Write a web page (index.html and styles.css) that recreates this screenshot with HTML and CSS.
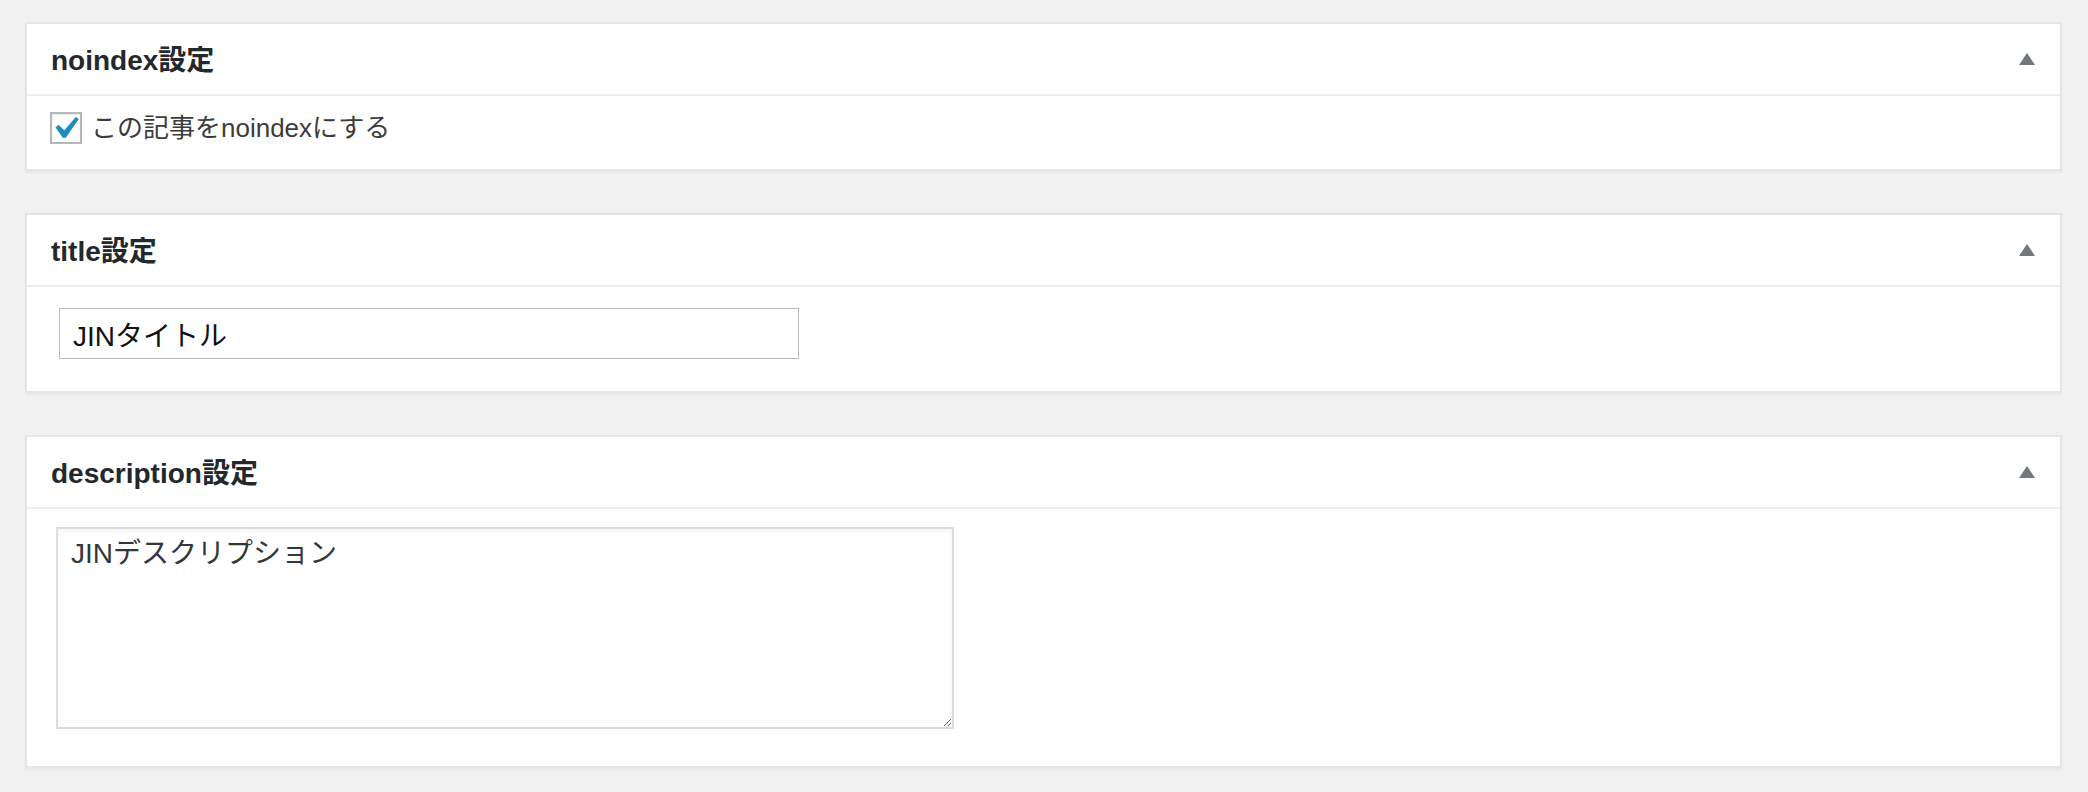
FILE: index.html
```html
<!DOCTYPE html>
<html lang="ja">
<head>
    <meta charset="UTF-8">
    <meta name="viewport" content="width=device-width, initial-scale=1.0">
    <title>SEO設定</title>
    <link rel="stylesheet" href="styles.css">
</head>
<body>
    <div class="wrap">
        <div class="postbox">
            <div class="postbox-header">
                <h2 class="hndle">noindex設定</h2>
                <span class="toggle-indicator"></span>
            </div>
            <div class="inside inside-check">
                <label class="check-row">
                    <span class="checkbox">
                        <svg width="28" height="28" viewBox="4.2 3.6 12.5 12.5"><path d="M14.83 4.89l1.34.94-5.81 8.38H9.02L5.78 9.67l1.34-1.25 2.57 2.4z" fill="#1e8cbe"/></svg>
                    </span>
                    この記事をnoindexにする
                </label>
            </div>
        </div>

        <div class="postbox">
            <div class="postbox-header">
                <h2 class="hndle">title設定</h2>
                <span class="toggle-indicator"></span>
            </div>
            <div class="inside inside-title">
                <input type="text" class="title-input" value="JINタイトル">
            </div>
        </div>

        <div class="postbox">
            <div class="postbox-header">
                <h2 class="hndle">description設定</h2>
                <span class="toggle-indicator"></span>
            </div>
            <div class="inside inside-desc">
                <textarea class="desc-input">JINデスクリプション</textarea>
            </div>
        </div>
    </div>
</body>
</html>
```

FILE: styles.css
```css
body {
    margin: 0;
    background-color: #f1f1f1;
    font-family: 'Liberation Sans', 'Noto Sans CJK JP', sans-serif;
    color: #444;
}
.wrap {
    padding: 22px 26px 0 25px;
}
.postbox {
    background-color: #fff;
    border: 2px solid #e5e5e5;
    box-shadow: 0 2px 2px rgba(0, 0, 0, 0.04);
    margin-bottom: 42px;
}
.postbox-header {
    display: flex;
    align-items: center;
    justify-content: space-between;
    border-bottom: 2px solid #eee;
    padding: 0 25px 0 24px;
    height: 70px;
}
.hndle {
    margin: 0;
    font-size: 28px;
    font-weight: bold;
    line-height: 38px;
    color: #23282d;
    padding-top: 4px;
}
.toggle-indicator {
    width: 0;
    height: 0;
    border-left: 8px solid transparent;
    border-right: 8px solid transparent;
    border-bottom: 12px solid #72777c;
}
.inside-check {
    padding: 16px 24px 25px 23px;
}
.check-row {
    display: flex;
    align-items: center;
    font-size: 26px;
    line-height: 32px;
    color: #3c3c3c;
}
.checkbox {
    display: flex;
    width: 28px;
    height: 28px;
    border: 2px solid #b4b9be;
    box-shadow: inset 0 1px 2px rgba(0, 0, 0, 0.1);
    margin-right: 9px;
}
.inside-title {
    padding: 21px 32px 32px;
}
.title-input {
    display: block;
    box-sizing: border-box;
    width: 740px;
    height: 51px;
    margin: 0;
    border: 1px solid #bbb;
    padding: 0 13px;
    font-family: 'Liberation Sans', 'Noto Sans CJK JP', sans-serif;
    font-size: 28px;
    color: #111;
    outline: none;
}
.inside-desc {
    padding: 18px 29px 37px;
}
.desc-input {
    display: block;
    box-sizing: border-box;
    width: 898px;
    height: 202px;
    margin: 0;
    border: 2px solid #ddd;
    box-shadow: inset 0 2px 4px rgba(0, 0, 0, 0.05);
    padding: 5px 13px;
    font-family: 'Liberation Sans', 'Noto Sans CJK JP', sans-serif;
    font-size: 28px;
    line-height: 1.4;
    color: #32373c;
    outline: none;
}
```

····················

AIM OF THE EXERCISE. Tally up the lines of the listing containing the word "styles". Give only the total.

EXPECTED ANSWER. 3